3 warnings of a digital marketing apocalypse Mark Hughes

It was one of the worst movies in history: "2012." Hardly the shining hour for John Cusack, Woody Harrelson, or filmmaking in general. What was it about? As Cusack's character says at one point, "It's the apocalypse. End of days. The judgment day, the end of the world, my friend. Christians called it the rapture, but the Mayans knew about it, the Hopis, the I Ching, the Bible."

If you watch that movie or listen to some rapture fans, it will all be over on December 12, 2012. I don't believe that. In fact, there are many reasons to be optimistic about 2012 from a business perspective. However, as we all look to the business future for next year, it's wise to look at what could go wrong. There is a slow economy. There are some internet IPOs that could go bust. There will likely be some consolidation in the advertising technology business. While those things won't slow the digital marketing momentum that has been established in 2011, there are a few factors that could. Not apocalyptic, but possibly big obstacles to growth. I see three of them:

If a big brand bails
Now here's what I mean by "bail." Right now we're in a phase where big brands are tearing down the walls between their resistance to digital marketing and their spending on digital marketing. As that resistance comes down, budgets go up. I don't put much emphasis on percentage increase; all I know is that when we meet with blue-chip brands, the conversation has changed from evangelizing and evaluating to executing.

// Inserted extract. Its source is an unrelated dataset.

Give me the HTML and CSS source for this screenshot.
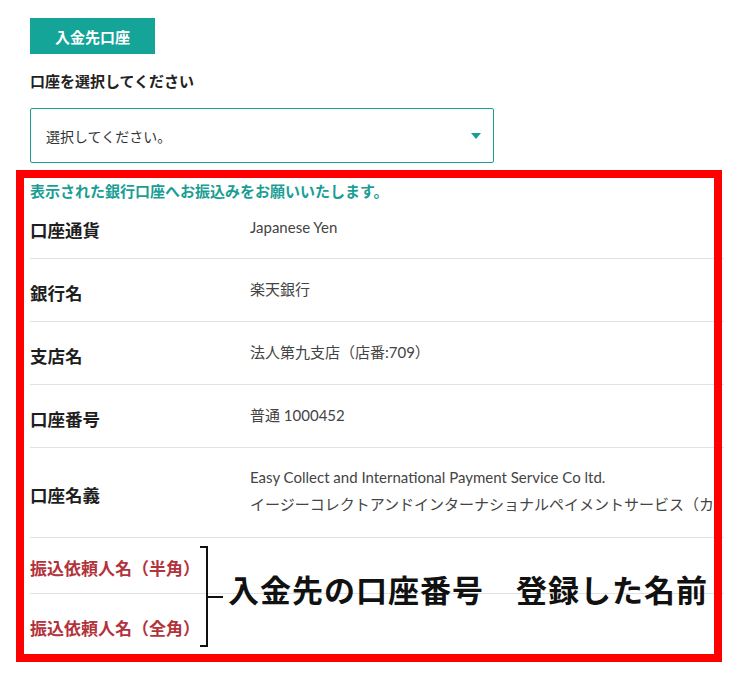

If that conversation changes, it's trouble.

If one or several big brands start to make noises about dissatisfaction with digital campaigns, fall back on relying upon last-click digital measurement, or we start to see renewed TV worship, digital spend could slow its momentum. Rigorous marketing measurement is a key factor. Brands will only criticize when they don't know what's working and what isn't.

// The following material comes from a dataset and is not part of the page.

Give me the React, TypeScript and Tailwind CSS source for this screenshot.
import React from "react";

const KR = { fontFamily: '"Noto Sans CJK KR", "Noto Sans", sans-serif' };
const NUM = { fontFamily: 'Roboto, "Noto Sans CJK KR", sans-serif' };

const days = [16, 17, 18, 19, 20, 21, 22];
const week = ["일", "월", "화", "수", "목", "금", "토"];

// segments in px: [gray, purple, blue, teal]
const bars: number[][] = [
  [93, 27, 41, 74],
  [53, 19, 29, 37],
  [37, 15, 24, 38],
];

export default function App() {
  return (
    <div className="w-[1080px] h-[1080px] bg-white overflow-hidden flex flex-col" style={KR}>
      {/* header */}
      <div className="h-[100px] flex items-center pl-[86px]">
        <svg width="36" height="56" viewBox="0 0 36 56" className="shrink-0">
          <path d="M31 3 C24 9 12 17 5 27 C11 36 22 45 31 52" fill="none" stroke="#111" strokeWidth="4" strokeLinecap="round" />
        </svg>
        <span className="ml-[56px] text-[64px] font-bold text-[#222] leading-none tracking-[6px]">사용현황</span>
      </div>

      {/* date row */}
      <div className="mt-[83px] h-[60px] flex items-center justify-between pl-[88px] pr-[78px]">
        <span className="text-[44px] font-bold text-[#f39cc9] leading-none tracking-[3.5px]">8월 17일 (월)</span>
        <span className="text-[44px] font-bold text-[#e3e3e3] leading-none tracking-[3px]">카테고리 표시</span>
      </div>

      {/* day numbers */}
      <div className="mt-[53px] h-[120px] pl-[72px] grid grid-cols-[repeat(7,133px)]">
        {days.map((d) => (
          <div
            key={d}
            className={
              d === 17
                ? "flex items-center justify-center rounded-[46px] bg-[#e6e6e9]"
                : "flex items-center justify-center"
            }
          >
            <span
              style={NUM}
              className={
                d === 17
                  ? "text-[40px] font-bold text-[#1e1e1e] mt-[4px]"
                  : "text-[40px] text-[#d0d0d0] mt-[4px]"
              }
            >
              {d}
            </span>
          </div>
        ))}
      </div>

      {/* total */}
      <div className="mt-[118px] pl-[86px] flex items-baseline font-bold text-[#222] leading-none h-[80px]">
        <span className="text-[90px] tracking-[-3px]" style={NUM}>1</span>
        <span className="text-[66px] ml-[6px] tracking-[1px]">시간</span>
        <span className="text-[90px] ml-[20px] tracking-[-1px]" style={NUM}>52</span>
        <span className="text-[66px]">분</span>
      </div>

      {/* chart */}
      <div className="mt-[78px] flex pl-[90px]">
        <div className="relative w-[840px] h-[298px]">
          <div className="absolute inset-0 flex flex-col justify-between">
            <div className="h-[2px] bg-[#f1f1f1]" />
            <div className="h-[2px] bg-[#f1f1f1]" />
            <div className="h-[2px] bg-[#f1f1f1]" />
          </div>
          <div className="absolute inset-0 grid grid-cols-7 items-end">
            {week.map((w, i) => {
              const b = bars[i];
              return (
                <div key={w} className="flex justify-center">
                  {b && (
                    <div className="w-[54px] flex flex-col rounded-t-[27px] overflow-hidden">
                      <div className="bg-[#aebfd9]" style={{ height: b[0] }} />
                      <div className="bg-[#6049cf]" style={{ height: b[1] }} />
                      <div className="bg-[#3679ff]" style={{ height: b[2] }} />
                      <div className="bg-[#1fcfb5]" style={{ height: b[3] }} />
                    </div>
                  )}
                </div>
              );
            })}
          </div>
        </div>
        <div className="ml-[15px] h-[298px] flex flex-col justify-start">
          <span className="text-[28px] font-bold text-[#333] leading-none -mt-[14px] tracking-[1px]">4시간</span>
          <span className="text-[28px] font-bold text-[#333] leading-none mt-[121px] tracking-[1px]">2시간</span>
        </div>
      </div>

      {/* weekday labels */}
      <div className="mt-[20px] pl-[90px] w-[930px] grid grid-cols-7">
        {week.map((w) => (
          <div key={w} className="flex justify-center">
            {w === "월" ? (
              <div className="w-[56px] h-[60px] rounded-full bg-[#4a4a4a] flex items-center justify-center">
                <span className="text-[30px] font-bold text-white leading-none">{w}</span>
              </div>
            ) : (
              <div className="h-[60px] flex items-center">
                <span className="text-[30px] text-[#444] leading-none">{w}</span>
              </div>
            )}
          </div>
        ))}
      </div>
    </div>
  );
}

If we fail to accelerate brand spending
Big brands bailing would be a bad thing. But big brands stagnating wouldn't be much better, because if you're not moving forward, you're actually falling backward. The economy should be conducive to more digital spending, although it's not the only factor.

Campaign results should encourage more digital spending as new measurement insights on the entire digital funnel open up avenues of ROI. Changing blue-chip attitudes should generate more spend. If we can't continue the momentum gained in 2011, 2012 will indicate that something is wrong with the way digital marketing is planned, bought, and measured.

If we fail to integrate TV
Having said that about TV, I think the way to avoid conflict with TV is to embrace it. Marketing measurement, and in particular attribution modeling, can detail the effect that TV has on getting customers into the purchase funnel. Our initial research shows that TV is a critical link in the chain. It is not the whole chain. To think that TV defines the purchase funnel is to think that the last click defines your whole marketing effort. It makes no sense. As a business, digital marketers need to embrace TV instead of fight it.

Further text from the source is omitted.